In addition, the stock markets in general, and the markets for equity securities in companies principally operating in the outdoor leisure or discretionary recreational product markets, have experienced periods of high volatility that have been often unrelated to the operating performance of the issuer. These broad market fluctuations may adversely affect the trading price or liquidity of our Class A Common Stock.
Sources of and fluctuations in market prices of raw materials can affect our operating results.
The primary raw materials we use in manufacturing our products are metals, resins, electronic components, and packaging materials. These materials are generally available from a number of suppliers, but traditionally we have chosen to concentrate our sourcing with a limited number of vendors for each commodity or purchased component. Although we believe our sources of raw materials are reliable and adequate for our current needs, adverse events in our supply chain may impact the pricing or availability of required raw materials and components to manufacture our products.
Our profitability is also affected by significant fluctuations in the prices of the raw materials and components we use in our products, including the effect of fluctuations in foreign currency exchange rates on raw materials and purchased components. We may not be able to pass along any price increases in our raw materials or other component costs to our customers. As a result, an increase in the cost of raw materials, labor or other costs associated with the manufacturing of our products could increase our costs of sales and reduce our gross margins.
Financial distress in supply chain and shortage of raw materials or components of supply.
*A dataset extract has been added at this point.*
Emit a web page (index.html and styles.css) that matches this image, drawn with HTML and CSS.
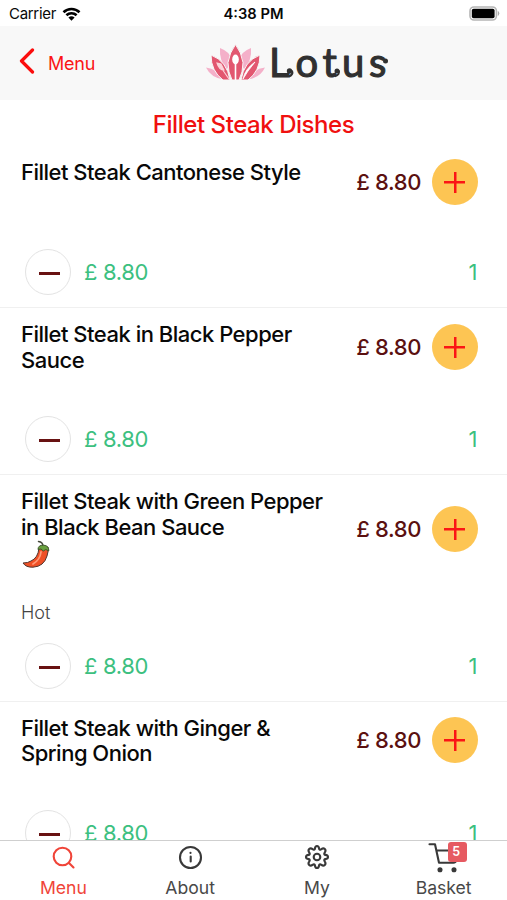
FILE: index.html
```html
<!DOCTYPE html>
<html lang="en">
<head>
    <meta charset="UTF-8">
    <meta name="viewport" content="width=device-width, initial-scale=1.0">
    <title>Lotus | Fillet Steak Dishes</title>
    <link rel="stylesheet" href="styles.css">
</head>
<body>
    <div class="status-bar">
        <div class="carrier">
            <span>Carrier</span>
            <svg width="19" height="14" viewBox="0 0 19 14">
                <path d="M1.5 5.2a11.5 11.5 0 0 1 16 0M4.4 8.3a7.4 7.4 0 0 1 10.2 0" fill="none" stroke="#000" stroke-width="2.6"/>
                <path d="M9.5 13.8 6.4 10.6a4.5 4.5 0 0 1 6.2 0z"/>
            </svg>
        </div>
        <span class="time">4:38 PM</span>
        <svg class="battery" width="31" height="15" viewBox="0 0 31 15">
            <rect x="1" y="1" width="26.4" height="13" rx="4" fill="#fff" stroke="#b5b5b5" stroke-width="1.6"/>
            <rect x="2.8" y="2.8" width="22.8" height="9.4" rx="1.8"/>
            <path d="M28.8 4.8q3 2.7 0 5.4z" fill="#aaa"/>
        </svg>
    </div>

    <header>
        <a href="#" class="back">
            <svg width="16" height="26" viewBox="0 0 16 26"><path d="M13.5 2 2.5 13l11 11" fill="none" stroke="#fb0d0d" stroke-width="3.2" stroke-linecap="round" stroke-linejoin="round"/></svg>
            <span>Menu</span>
        </a>
        <svg class="logo" width="200" height="54" viewBox="0 0 200 54">
            <g fill="#f4b0c9">
                <path d="M0 23.5q11 1 18 12Q5 34 0 23.5z"/>
                <path d="M59 23.5q-11 1-18 12 13-1.5 18-12z"/>
                <path d="M14 4q9 3 12 12l-5 9Q13 17 14 4z"/>
                <path d="M45 4q-9 3-12 12l5 9q8-8 7-21z"/>
            </g>
            <g fill="#e25770" stroke="#f8f8f8" stroke-width="1">
                <path d="M5 11q16 6 19 25h-7Q5 27 5 11z"/>
                <path d="M54 11q-16 6-19 25h7Q54 27 54 11z"/>
                <path d="M29.5.5q6 8 7.5 18 0 10-4 17.5h-7q-4-7.500-4-17.500 1.500-10 7.500-18z"/>
            </g>
            <ellipse cx="29.5" cy="15.5" rx="3.3" ry="5" fill="#fff"/>
            <path d="M29.5 20v16" stroke="#fff" stroke-width="1.6"/>
            <path d="M11 19l4 1 3 6q-5 0-7-7zM16 25l7 10" fill="#fbd4da" stroke="#fbd4da" stroke-width="1.1"/>
            <path d="M49 18l-7 9-5 8q2-10 12-17z" fill="#fff" stroke="#fff" stroke-width=".8"/>
            <text x="63 89.5 116.5 136 163" y="33" class="logo-text">Lotus</text>
            <circle cx="83.5" cy="27" r="2.7" fill="#303030"/>
            <path d="M86 26.500q1.500 4-3 6" fill="none" stroke="#303030" stroke-width="2"/>
            <circle cx="131" cy="27" r="2.500" fill="#303030"/>
            <path d="M133 26.500q1 4-4 6" fill="none" stroke="#303030" stroke-width="1.800"/>
            <circle cx="179.500" cy="17" r="2.500" fill="#303030"/>
        </svg>
    </header>

    <main>
        <h1>Fillet Steak Dishes</h1>

        <div class="item">
            <div class="item-top">
                <h2>Fillet Steak Cantonese Style</h2>
                <span class="price">£ 8.80</span>
                <button class="plus"></button>
            </div>
            <p class="note"></p>
            <div class="item-bottom">
                <button class="minus"></button>
                <span class="total">£ 8.80</span>
                <span class="count">1</span>
            </div>
        </div>

        <div class="item">
            <div class="item-top">
                <h2>Fillet Steak in Black Pepper<br>Sauce</h2>
                <span class="price">£ 8.80</span>
                <button class="plus"></button>
            </div>
            <p class="note"></p>
            <div class="item-bottom">
                <button class="minus"></button>
                <span class="total">£ 8.80</span>
                <span class="count">1</span>
            </div>
        </div>

        <div class="item">
            <div class="item-top">
                <h2>Fillet Steak with Green Pepper<br>in Black Bean Sauce
                    <svg class="chilli" width="30" height="30" viewBox="0 0 30 30">
                        <path d="M17.5 1.5q4.5.5 4.5 5" fill="none" stroke="#45483c" stroke-width="1.5" stroke-linecap="round"/>
                        <path d="M18 8q-1 10-8 13-3 2-8 2 3 4.500 10 4.200 11-.7 14-11.200 1.500-4 1-9z" fill="#ef5026" stroke="#51352e" stroke-width="1"/>
                        <path d="M20 12q-1 8-8 12" fill="none" stroke="#ff9976" stroke-width="1.8" stroke-linecap="round"/>
                        <path d="M17 9.500q0-4.500 5.500-4.300 5.500.2 5.300 5.800l-3-1.500-2.500 1.500-2.300-2z" fill="#68a03e" stroke="#40582d" stroke-width="1"/>
                    </svg>
                </h2>
                <span class="price">£ 8.80</span>
                <button class="plus"></button>
            </div>
            <p class="note hot">Hot</p>
            <div class="item-bottom">
                <button class="minus"></button>
                <span class="total">£ 8.80</span>
                <span class="count">1</span>
            </div>
        </div>

        <div class="item">
            <div class="item-top">
                <h2>Fillet Steak with Ginger &amp;<br>Spring Onion</h2>
                <span class="price">£ 8.80</span>
                <button class="plus"></button>
            </div>
            <p class="note"></p>
            <div class="item-bottom">
                <button class="minus"></button>
                <span class="total">£ 8.80</span>
                <span class="count">1</span>
            </div>
        </div>
    </main>

    <nav>
        <a href="#" class="tab active">
            <svg width="32" height="32" viewBox="0 0 32 32"><circle cx="15.5" cy="15.5" r="8.8"/><path d="m22 22 4.5 4.5"/></svg>
            <span>Menu</span>
        </a>
        <a href="#" class="tab">
            <svg width="32" height="32" viewBox="0 0 32 32"><circle cx="16.5" cy="16.5" r="10.5"/><path d="M16.7 15.5v5M16.5 11.8v.2"/></svg>
            <span>About</span>
        </a>
        <a href="#" class="tab">
            <svg width="32" height="32" viewBox="0 0 32 32"><circle cx="16" cy="16" r="3.3"/><path d="M13.9 7.7Q14.2 5 16 5t2.1 2.7q.3 1.3 1.6.8l.7-.4q2-1.4 3.4 0t0 3.4l-.4.7q-.5 1.3.8 1.7Q27 14.2 27 16t-2.8 2.1q-1.3.4-.8 1.7l.4.7q1.4 2 0 3.4t-3.4 0l-.7-.4q-1.3-.5-1.6.8Q17.8 27 16 27t-2.1-2.7q-.3-1.3-1.6-.8l-.7.4q-2 1.4-3.4 0t0-3.4l.4-.7q.5-1.3-.8-1.700Q5 17.800 5 16t2.800-2.100q1.300-.4.800-1.700l-.4-.7q-1.400-2 0-3.400t3.400 0l.7.400q1.300.5 1.600-.8z"/></svg>
            <span>My</span>
        </a>
        <a href="#" class="tab">
            <svg width="32" height="32" viewBox="0 0 32 32"><path d="M1.5 3.3H7l4 18.5h14.5q2 0 2.5-2M8.5 9.5H29"/><circle cx="12" cy="28.8" r="1.5" fill="#393939"/><circle cx="26" cy="28.8" r="1.5" fill="#393939"/></svg>
            <span class="badge">5</span>
            <span>Basket</span>
        </a>
    </nav>
</body>
</html>
```

FILE: styles.css
```css
        * {
            box-sizing: border-box;
        }

        body {
            margin: 0;
            height: 900px;
            display: flex;
            flex-direction: column;
            overflow: hidden;
            background-color: #fff;
            color: #080808;
            font-family: Inter, "Liberation Sans", sans-serif;
        }

        a {
            text-decoration: none;
        }

        .status-bar {
            height: 26px;
            flex-shrink: 0;
            display: grid;
            grid-template-columns: 1fr auto 1fr;
            align-items: center;
            padding: 1px 7px 0 9px;
            font-size: 15px;
        }

        .carrier {
            display: flex;
            align-items: center;
            gap: 6px;
            letter-spacing: -0.3px;
        }

        .time {
            margin-right: 2px;
            font-size: 14.7px;
            font-weight: 600;
        }

        .battery {
            justify-self: end;
        }

        header {
            height: 74px;
            flex-shrink: 0;
            display: flex;
            align-items: flex-start;
            background-color: #f8f8f8;
        }

        .back {
            width: 206px;
            display: flex;
            align-items: center;
            gap: 13px;
            padding: 22px 0 0 19px;
            color: #fb1515;
            font-size: 18px;
            letter-spacing: -0.2px;
        }

        .back span {
            padding-top: 4px;
        }

        .logo {
            margin-top: 18px;
        }

        .logo-text {
            font-family: Lato, sans-serif;
            font-size: 40px;
            fill: #303030;
            stroke: #303030;
            stroke-width: 1.1px;
            stroke-linejoin: round;
        }

        main {
            flex: 1;
            min-height: 0;
            overflow: hidden;
        }

        h1 {
            margin: 0;
            height: 46px;
            line-height: 49px;
            text-align: center;
            font-size: 24px;
            font-weight: 500;
            letter-spacing: -0.45px;
            color: #f01010;
        }

        .item {
            padding: 13px 29px 12px 21px;
            border-bottom: 1px solid #f0f0f0;
        }

        .item-top {
            display: flex;
            align-items: center;
            min-height: 46px;
        }

        .item h2 {
            flex: 1;
            align-self: flex-start;
            margin: 1px 0 -1px;
            white-space: nowrap;
            font-size: 22px;
            line-height: 25.5px;
            font-weight: 500;
            letter-spacing: -0.5px;
        }

        .chilli {
            display: block;
        }

        .price {
            margin-right: 11px;
            font-size: 22px;
            font-weight: 500;
            letter-spacing: -0.4px;
            color: #5b1010;
        }

        button {
            width: 46px;
            height: 46px;
            flex-shrink: 0;
            border-radius: 50%;
            padding: 0;
        }

        /* The plus and minus signs are drawn with gradients */
        .plus {
            border: none;
            background: linear-gradient(#fb1515, #fb1515) 12px 22px / 21px 2.5px no-repeat,
                        linear-gradient(#fb1515, #fb1515) 21.5px 13px / 2.5px 21px no-repeat,
                        #fdc553;
        }

        .minus {
            border: 1.5px solid #e3e3e3;
            background: linear-gradient(#681212, #681212) 13px 22px / 21px 3px no-repeat, #fff;
        }

        .note {
            margin: 0;
            height: 44px;
            font-size: 18px;
            font-weight: 300;
            color: #444;
        }

        .hot {
            height: 73.5px;
            padding-top: 33px;
            line-height: 22px;
        }

        .item-bottom {
            display: flex;
            align-items: center;
            padding-left: 4px;
            font-size: 22px;
            letter-spacing: -0.35px;
            color: #3cc080;
        }

        .total {
            margin-left: 13px;
        }

        .count {
            margin-left: auto;
            margin-right: 1px;
        }

        nav {
            height: 60px;
            flex-shrink: 0;
            display: grid;
            grid-template-columns: repeat(4, 1fr);
            border-top: 1px solid #cfcfcf;
            background-color: #fff;
        }

        .tab {
            position: relative;
            display: flex;
            flex-direction: column;
            align-items: center;
            color: #484848;
            font-size: 17.6px;
            line-height: 30px;
        }

        .tab svg {
            fill: none;
            stroke: #393939;
            stroke-width: 2.1;
            stroke-linecap: round;
            stroke-linejoin: round;
        }

        .active {
            color: #f04438;
        }

        .active svg {
            stroke: #f04438;
        }

        .badge {
            position: absolute;
            top: 1px;
            left: 68px;
            width: 19px;
            height: 20px;
            border-radius: 3px;
            background-color: #e65a61;
            color: #fff;
            font-size: 12.5px;
            font-weight: 600;
            line-height: 20px;
            text-align: center;
            padding-right: 3px;
        }
```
Deteriorating industry conditions can adversely affect our supply base. Lower production levels at our major suppliers and volatility in certain raw material and energy costs may result in severe financial distress among many companies within our supply base, which may result in issues impacting the sourcing, timing, availability and cost of raw materials and components necessary to manufacture our products. Financial distress within our supply base and/or our suppliers’ inability to obtain credit from lending institutions could lead to commercial disputes and possible supply chain interruptions to our business. In addition, potential adverse industry conditions may require us to provide financial assistance or other measures to ensure uninterrupted production of key components or materials used in the production of our products which could have a material adverse effect on our existing and future revenues and net income.
Additionally, in the event of catastrophic acts of nature such as fires, tsunamis, hurricanes and earthquakes or a rapid increase in production demands, either we, or our suppliers may experience supply shortages of raw materials or components. This could be caused by a number of factors, including a lack of production line capacity or manpower or working capital constraints. As our industry consolidates its supply base in order to manage the costs of purchased goods and services, there is greater dependence on fewer sources of supply for certain components and materials used in our products, which could increase the possibility of a supply shortage of any particular component. If we or one of our own suppliers experience a supply shortage, we may become unable to produce the affected products if we cannot procure the necessary components from another source. Such production interruptions could impede a ramp-up in production and could have a material adverse effect on our business, results of operations and financial condition.
We consider the production capacities and financial condition of suppliers in our selection process, and expect that they will meet our delivery requirements. However, there can be no assurance that strong demand, capacity limitations, shortages of raw materials, labor disputes, freight capacity or other problems impacting our suppliers will not result in any shortages or delays in the supply of components to us.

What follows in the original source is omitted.